Qu’est-ce qui, selon vous, fait que l’ours est unique par rapport aux autres animaux sauvages ?
L’ours est unique, en Eurasie du moins, en ce qu’il est le roi des animaux. Ainsi que l’a montré l’historien Michel Pastoureau, l’ours a manifestement été occulté par le lion pour des raisons religieuses. L’ours mérite ce titre car il allie puissance, intelligence et adaptation. C’est en Slovénie que j’ai senti le mieux la souveraineté des ours dans la forêt, que je m’invitais dans un domaine qui n’était pas le mien. L’ours est un des animaux, avec les bisons par exemple, qui peut, si l’on est prêt, nous remettre à la bonne place. En d’autres termes, il nous aide psychiquement à abandonner cette idée fausse que l’homme serait le centre du monde, qu’il serait apte à gouverner et à maîtriser la terre. Une quête véritable des ours offre ce luxe de nous transformer en êtres humains augmentés de connaissances profondes et d’émotions fortes. Vous n’êtes plus le même lorsque vous avez côtoyé les ours. Vous gagnez à la fois en humilité, en sagesse et en animalité, en ce sens que l’ours révèle une part souvent méconnue, méprisée parfois, de ce que nous sommes.

Comment a évolué votre état d’esprit depuis vos premières actions militantes ?

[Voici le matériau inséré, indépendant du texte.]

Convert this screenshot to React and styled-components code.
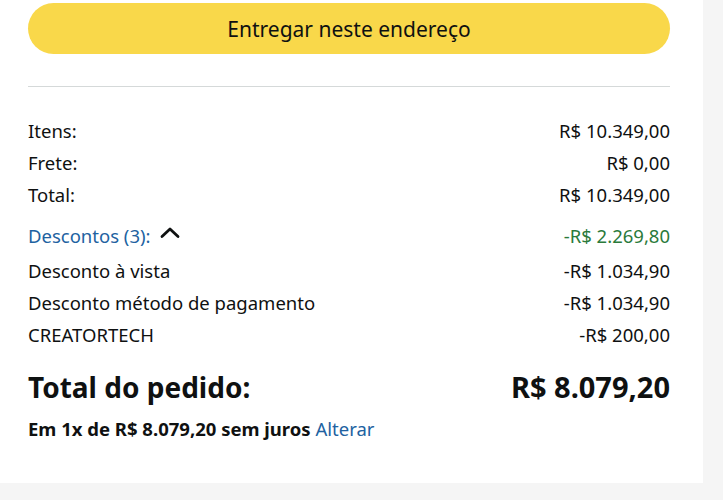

J’ai en effet été très militant, durant une vingtaine d’années, puis j’ai emprunté un tout autre chemin. Un long travail biographique consacré à Robert Hainard, dont la pensée est à mes yeux essentielle, m’a aidé à me débarrasser du prêt-à-penser militant, évidemment néfaste à tout point de vue, et à réfléchir de manière globale. La vie en moyenne montagne et dans le piémont pyrénéen a contribué, elle, à changer mes représentations sur la société pyrénéenne et ses rapports avec la nature. J’ai donc abandonné toute agitation militante au bénéfice d’un travail en profondeur qui suppose de beaucoup observer, d’écouter, de prendre du recul, de ne pas communiquer à tout bout de champ, de rencontrer des personnes très diverses, parfois en complet désaccord avec soi, de digérer des ouvrages naturalistes, historiques, philosophiques, religieux, anthropologiques, sociologiques. Par ailleurs, je me nourris de littérature liée au sauvage, si riche chez les francophones, et j’approche des artistes et leurs œuvres. Il s’agit d’un travail de recherche à la fois expérimental, académique et sensoriel.

Quels livre et film sur l’ours vous ont le plus émerveillé ?
Seigneur des Pyrénées, l’ours, de François Merlet, est sans conteste le livre qui m’émerveille le plus. C’est l’œuvre d’un poète devenu photographe qui a su exprimer mieux que quiconque la beauté, la puissance des ours pyrénéens, et la difficulté d’une telle quête. Comme j’ai eu la chance de rencontrer Merlet, j’ai vérifié qu’il était un homme hors du commun, fidèle à l’enfant qu’il avait été, capable de produire une œuvre singulière à des années-lumière de la surproduction contemporaine.
Les pages de Robert Hainard sur les ours m’émeuvent beaucoup également ; elles sont nées de la pratique d’un immense artiste, dont les gravures et les dessins d’ours sont de la même importance que les œuvres laissées dans les grottes paléolithiques.
Les films sur les ours me déçoivent souvent, tant ils sont ennuyeux, trop didactiques, ou farcis d’approximations, d’erreurs ou de contre-vérités sur la coexistence avec les hommes. Une exception avec Grizzly Man, de Werner Herzog, dédié à la figure de l’Américain Timothy Treadwell : nous avons là un documentaire dérangeant qui pose des questions fondamentales sur la limite entre l’être humain et l’animal.